Enterprise-specific In-Memory Data Management: HYRISEc - An In-Memory Column Store Engine for OLXP

Enterprise applications are presently built on a 20-year-old data management infrastructure that was designed to meet a specific set of requirements for transactional systems. In the meantime, enterprise applications have become more sophisticated, data set sizes have increased, requirements on the freshness of data have been strengthened, and the time allotted for completing business processes has been reduced. To meet these challenges, enterprise applications have become increasingly complicated to make up for shortcomings in the data management infrastructure. These complications increase the total cost of ownership of the applications and make them harder to use. This thesis pursues the idea of designing an enterprise application-specific database engine, which is better optimized for the observed workload and data characteristics, while leveraging latest hardware trends and advances in data processing algorithms. As a result, the actual requirements, data characteristics, and as workloads from today's enterprise applications are extracted, a novel workload category called Online Mixed Workload Processing (OLXP) is defined and the enterprise application-specific database engine HYRISEc is presented. HYRISEc facilitates read-optimized in-memory data structures since today's database systems are designed for a more update intensive workload than they are actually facing. Traditional read-optimized databases use a dictionary encoded compressed column-oriented approach, especially in combination with an in-memory architecture. Inserting a tuple in such a compressed store is as complex as inserting a value in a sorted column, because the entire compression has to be rebuilt. Furthermore, traditional index structures cannot be applied efficiently as these databases are not based on a page structure.
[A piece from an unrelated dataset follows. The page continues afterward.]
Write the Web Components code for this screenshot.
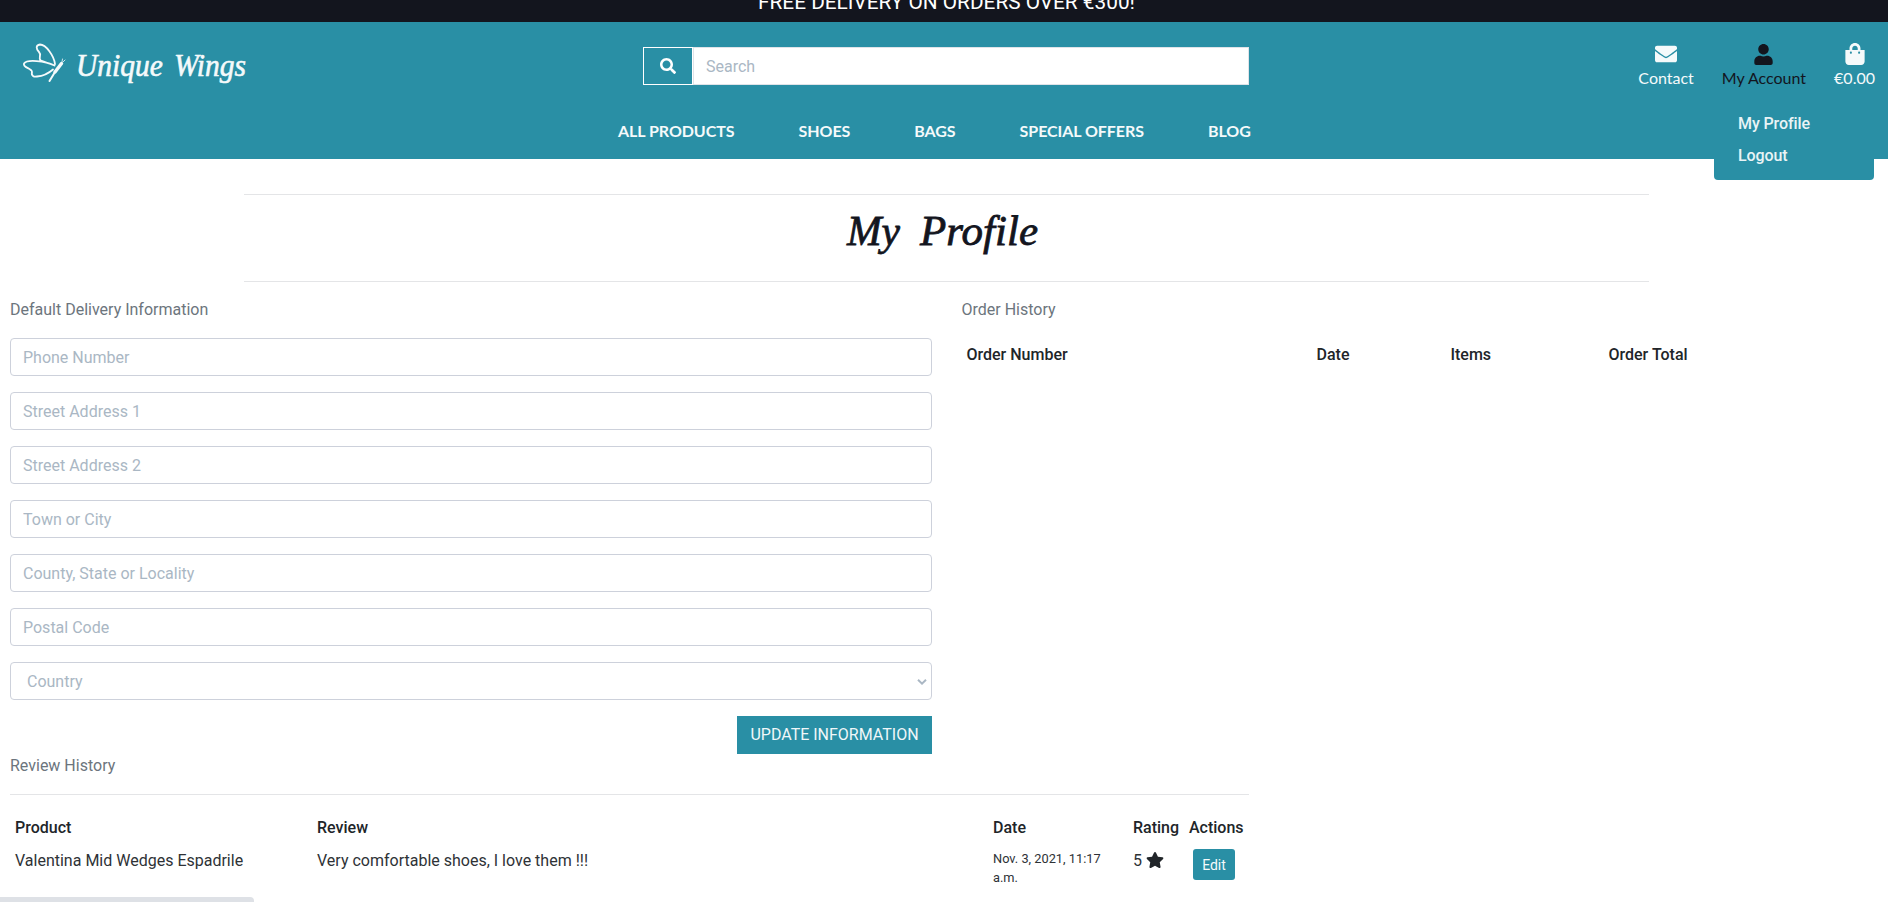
<!DOCTYPE html>
<html lang="en">
<head>
<meta charset="utf-8">
<title>Unique Wings - My Profile</title>
<style>
html{overflow:hidden;height:902px}
body{margin:0;height:902px;overflow:hidden;background:#fff;color:#212529;font:400 16px/24px Roboto,sans-serif;--teal:#298fa5;--ink:#13151e;--line:#e4e5e7;position:relative}
</style>
</head>
<body>
<shop-page></shop-page>
<script>
const make=(name,html)=>customElements.define(name,class extends HTMLElement{
  constructor(){super();this.attachShadow({mode:'open'}).innerHTML=html.replace(/\{(\w+)\}/g,(m,k)=>this.getAttribute(k)||'');}
});

make('promo-banner',`<style>
:host{display:flex;height:22px;overflow:hidden;background:var(--ink);color:#fff;justify-content:center;font-size:20.800px;line-height:24px}
span{margin-top:-10px;padding-left:5px;height:24px;white-space:nowrap}
</style><span><slot></slot></span>`);

make('brand-logo',`<style>:host{display:block;width:260px;height:60px}svg{display:block;overflow:visible}</style>
<svg width="260" height="60" viewBox="0 0 260 60" fill="none" stroke="#f5fafb" stroke-linecap="round" stroke-linejoin="round">
<path stroke-width="1.800" d="M55 21C54 13 46 1.500 40 1.500C35.500 2 36 6 39 9C42 12 38 15 40.500 17.500M54.500 22.500C45 18 27 16 24 20.500C22.500 25 32 25 32 29C31 33 34 34 37 33.500C44 33 49 30 53 26.500M54.500 22.500L41 17.500"/>
<path stroke-width="3.400" d="M61.500 20.500L55 29"/><path stroke-width="2" d="M55 29L49.500 38"/>
<path stroke-width=".8" d="M62 19L62.500 16M63 19L65 17"/>
<text x="76" y="32.500" fill="#f5fafb" stroke-width=".6" font-family="'Liberation Serif',serif" font-style="italic" font-size="32" word-spacing="4" textLength="170" lengthAdjust="spacingAndGlyphs">Unique Wings</text></svg>`);

make('search-box',`<style>
:host{display:flex;width:606px;height:38px}
button{box-sizing:border-box;width:50px;border:1px solid #fff;background:var(--teal);padding:0;display:grid;place-items:center}
input{box-sizing:border-box;flex:1;border:1px solid #dfe3e8;border-radius:0;padding:0 12px;font:16px Roboto;background:#fff}
input::placeholder{color:#aab7c4}
</style><button><svg width="16" height="16" viewBox="0 0 512 512" fill="#fff"><path d="M505 442.700L405.300 343c-4.500-4.500-10.600-7-17-7H372c27.600-35.300 44-79.700 44-128C416 93.100 322.900 0 208 0S0 93.100 0 208s93.100 208 208 208c48.300 0 92.700-16.400 128-44v16.300c0 6.400 2.500 12.500 7 17l99.700 99.700c9.400 9.400 24.600 9.400 33.900 0l28.300-28.300c9.400-9.400 9.400-24.600.1-34zM208 336c-70.700 0-128-57.200-128-128 0-70.700 57.200-128 128-128 70.700 0 128 57.200 128 128 0 70.700-57.200 128-128 128z"/></svg></button><input placeholder="Search">`);

make('tool-link',`<style>
:host{display:flex;flex-direction:column;align-items:center;color:#f5fafb;font:16px/24px Lato,sans-serif;white-space:nowrap}
:host([active]){color:var(--ink)}
.i{height:24px;display:grid;place-items:center}
::slotted(svg){display:block;fill:currentColor}
</style><div class="i"><slot name="icon"></slot></div><span><slot></slot></span>`);

make('account-menu',`<style>
:host{box-sizing:border-box;position:absolute;left:1714px;top:107px;width:160px;height:73px;background:var(--teal);border-radius:0 0 4px 4px;padding:1px 24px 0;color:#e9f4f6;font-weight:500;letter-spacing:-.1px;display:flex;flex-direction:column}
a{height:32px;line-height:32px}
</style><a>My Profile</a><a>Logout</a>`);

make('main-nav',`<style>
:host{display:flex;gap:64px;font:700 16px/24px Lato,sans-serif;letter-spacing:-.05px;color:#f5fafb;text-transform:uppercase;white-space:nowrap}
</style><slot></slot>`);

make('site-header',`<style>
:host{display:block;height:137px;background:var(--teal)}
.top{display:grid;grid-template-columns:643px 606px 1fr;height:97px}
brand-logo{margin-top:21px}
search-box{margin-top:25px}
.tools{display:flex;justify-content:flex-end;gap:28px;padding:20px 13px 0 0}
main-nav{margin-left:618px}
</style><div class="top"><brand-logo></brand-logo><search-box></search-box>
<div class="tools">
<tool-link><svg slot="icon" width="22" height="22" viewBox="0 0 512 512"><path d="M502.300 190.800c3.900-3.100 9.700-.2 9.700 4.700V400c0 26.500-21.500 48-48 48H48c-26.500 0-48-21.500-48-48V195.600c0-5 5.700-7.800 9.700-4.700 22.400 17.400 52.100 39.500 154.100 113.600 21.100 15.400 56.700 47.800 92.200 47.600 35.700.3 72-32.800 92.300-47.600 102-74.100 131.600-96.300 154-113.700zM256 320c23.200.4 56.600-29.200 73.400-41.400 132.700-96.300 142.800-104.700 173.400-128.700 5.800-4.500 9.200-11.500 9.200-18.900v-19c0-26.500-21.500-48-48-48H48c-26.500 0-48 21.500-48 48v19c0 7.400 3.400 14.300 9.200 18.900 30.600 23.900 40.700 32.400 173.400 128.700 16.800 12.200 50.200 41.800 73.400 41.400z"/></svg>Contact</tool-link>
<tool-link active><svg slot="icon" width="19" height="21" viewBox="0 0 448 512"><path d="M224 256c70.700 0 128-57.300 128-128S294.700 0 224 0 96 57.300 96 128s57.300 128 128 128zm89.600 32h-16.700c-22.200 10.200-46.900 16-72.900 16s-50.600-5.800-72.900-16h-16.700C60.200 288 0 348.200 0 422.400V464c0 26.500 21.500 48 48 48h352c26.500 0 48-21.500 48-48v-41.600c0-74.200-60.200-134.400-134.400-134.400z"/></svg>My Account</tool-link>
<tool-link><svg slot="icon" width="20" height="22" viewBox="0 0 448 512"><path d="M352 160v-32C352 57.400 294.600 0 224 0S96 57.400 96 128v32H0v272c0 44.200 35.800 80 80 80h288c44.200 0 80-35.800 80-80V160h-96zm-192-32c0-35.300 28.700-64 64-64s64 28.700 64 64v32H160v-32zm160 120c-13.300 0-24-10.700-24-24s10.700-24 24-24 24 10.700 24 24-10.700 24-24 24zm-192 0c-13.300 0-24-10.700-24-24s10.700-24 24-24 24 10.700 24 24-10.700 24-24 24z"/></svg>€0.00</tool-link>
</div></div>
<main-nav><a>All Products</a><a>Shoes</a><a>Bags</a><a>Special Offers</a><a>Blog</a></main-nav>
<account-menu></account-menu>`);

make('page-title',`<style>
:host{display:block;box-sizing:border-box;width:1405px;height:88px;margin:35px 0 0 244px;border-top:1px solid var(--line);border-bottom:1px solid var(--line)}
svg{display:block;margin-left:600px}
</style><svg width="210" height="80" viewBox="0 0 210 80"><g fill="#13151e" stroke="#13151e" stroke-width=".8" font-family="'Liberation Serif',serif" font-style="italic" font-size="43"><text x="3" y="50" textLength="53" lengthAdjust="spacingAndGlyphs">My</text><text x="76" y="50" textLength="118" lengthAdjust="spacing">Profile</text></g></svg>`);

make('form-field',`<style>
:host{display:block;height:38px}
input{display:block;box-sizing:border-box;width:100%;height:38px;border:1px solid #cdd1db;border-radius:4px;padding:0 12px;font:16px Roboto;background:#fff}
input::placeholder{color:#aab7c4;opacity:1}
</style><input placeholder="{label}">`);

make('select-field',`<style>
:host{box-sizing:border-box;display:flex;justify-content:space-between;align-items:center;height:38px;border:1px solid #cdd1db;border-radius:4px;padding:1px 4px 0 16px;color:#aab7c4}
</style><span><slot></slot></span><svg width="10" height="6" viewBox="0 0 10 6" fill="none" stroke="#aab7c4" stroke-width="2"><path d="M1 .8L5 4.600L9 .8"/></svg>`);

make('delivery-form',`<style>
:host{display:flex;flex-direction:column;gap:16px;width:922px}
p{margin:0;color:#6c757d;height:24px}
button{align-self:flex-end;width:195px;height:38px;border:0;border-radius:0;padding:0 0 1px;background:var(--teal);color:#f0f7f9;font:400 16px Roboto;text-transform:uppercase;white-space:nowrap}
</style><p>Default Delivery Information</p>
<form-field label="Phone Number"></form-field><form-field label="Street Address 1"></form-field><form-field label="Street Address 2"></form-field><form-field label="Town or City"></form-field><form-field label="County, State or Locality"></form-field><form-field label="Postal Code"></form-field>
<select-field>Country</select-field><button>Update Information</button>`);

make('order-history',`<style>
:host{display:block;width:916px;margin-left:-.5px}
p{margin:0;color:#6c757d}
div{display:grid;grid-template-columns:350px 134px 158px 1fr;padding-left:5px;margin-top:21px;font-weight:500}
</style><p>Order History</p><div><span>Order Number</span><span>Date</span><span>Items</span><span>Order Total</span></div>`);

make('review-history',`<style>
:host{display:block;width:1239px;margin:-1px 0 0 10px}
p{margin:0;color:#6c757d;height:41px;line-height:26px;border-bottom:1px solid var(--line)}
.r{display:grid;grid-template-columns:302px 676px 140px 56px 1fr;padding-left:5px;white-space:nowrap}
.h{font-weight:500;margin-top:21px}
.b{margin-top:9px;color:#2e3236}
small{font-size:12.800px;line-height:19px;white-space:normal;width:120px}
svg{vertical-align:-2px}
button{display:block;width:42px;height:31px;margin:0 0 0 4px;padding:0;border:0;border-radius:3px;background:var(--teal);color:#f5fafb;font:400 14px Roboto}
</style><p>Review History</p>
<div class="r h"><span>Product</span><span>Review</span><span>Date</span><span>Rating</span><span>Actions</span></div>
<div class="r b"><span>Valentina Mid Wedges Espadrile</span><span>Very comfortable shoes, I love them !!!</span><small>Nov. 3, 2021, 11:17 a.m.</small>
<span>5 <svg width="18" height="16" viewBox="0 0 576 512" fill="#212529"><path d="M259.300 17.800L194 150.200 47.900 171.500c-26.200 3.800-36.700 36.100-17.700 54.600l105.700 103-25 145.500c-4.500 26.300 23.200 46 46.400 33.700L288 439.600l130.700 68.700c23.200 12.200 50.900-7.400 46.400-33.700l-25-145.500 105.700-103c19-18.500 8.500-50.800-17.700-54.600L382 150.200 316.700 17.800c-11.700-23.600-45.600-23.900-57.400 0z"/></svg></span><span><button>Edit</button></span></div>`);

make('status-bubble',`<style>:host{position:absolute;left:0;top:897px;width:254px;height:5px;background:#dee1e6;border-top-right-radius:4px}</style>`);

make('shop-page',`<style>
:host{display:block}
.cols{display:grid;grid-template-columns:922px 916px;column-gap:30px;padding:16px 10px 0}
</style><promo-banner>FREE DELIVERY ON ORDERS OVER €300!</promo-banner><site-header></site-header><page-title></page-title>
<div class="cols"><delivery-form></delivery-form><order-history></order-history></div><review-history></review-history><status-bubble></status-bubble>`);
</script>
</body>
</html>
To handle updates in a compressed storage efficiently, HYRISEc implements a technique called differential store, maintaining a small write-optimized delta partition that accumulates all updates. Periodically, this delta partition is combined with the read-optimized main partition. This merge process involves decompressing the compressed main partition, merging the delta and main partitions, and re-compressing the resulting main partition. For transactional enterprise applications it is crucial that their data is always available in a 24/7 environment and system downtimes are not allowed. As such, the merge process must be performed online and fast enough, so as not to degrade the update throughput. The update performance of such a system is limited by two factors: a) the insert rate for the write-optimized structure, and b) the speed with which the system can merge the accumulated updates back into the read-optimized partition, while keeping the system online without any downtime. The merge process becomes the main bottleneck for the system, and needs to be optimized by orders of magnitude to support fast updates. Consequently, a fast attribute merging algorithm is introduced that performs a linear-time update of the compressed main partition, and performs multi- core aware optimizations to exploit the underlying high compute and bandwidth resources of modern multi-core CPUs.

With regards to fast lookups, memory bandwidth and latency are limiting the execution speed of queries and, therefore, this scarce resource has to be used economically to maximize performance. Scanning a complete column results in the transfer of the entire column from memory to the processor and the costs depend linearly on the column length. A common approach to speed up the access to highly selective subsets of the data is to use indices which enable searches in logarithmical time. Thus, an index is introduced that leverages the proposed architecture. This includes the compressed column- oriented storage for the actual index data structures and the attribute merge algorithm for index maintenance.

To summarize, this thesis presents research results illustrating how an in-memory database engine can be implemented for OLXP by introducing data structures and algorithms to enable fast updates and lookups by leveraging the potential of a read-optimized store at the same time.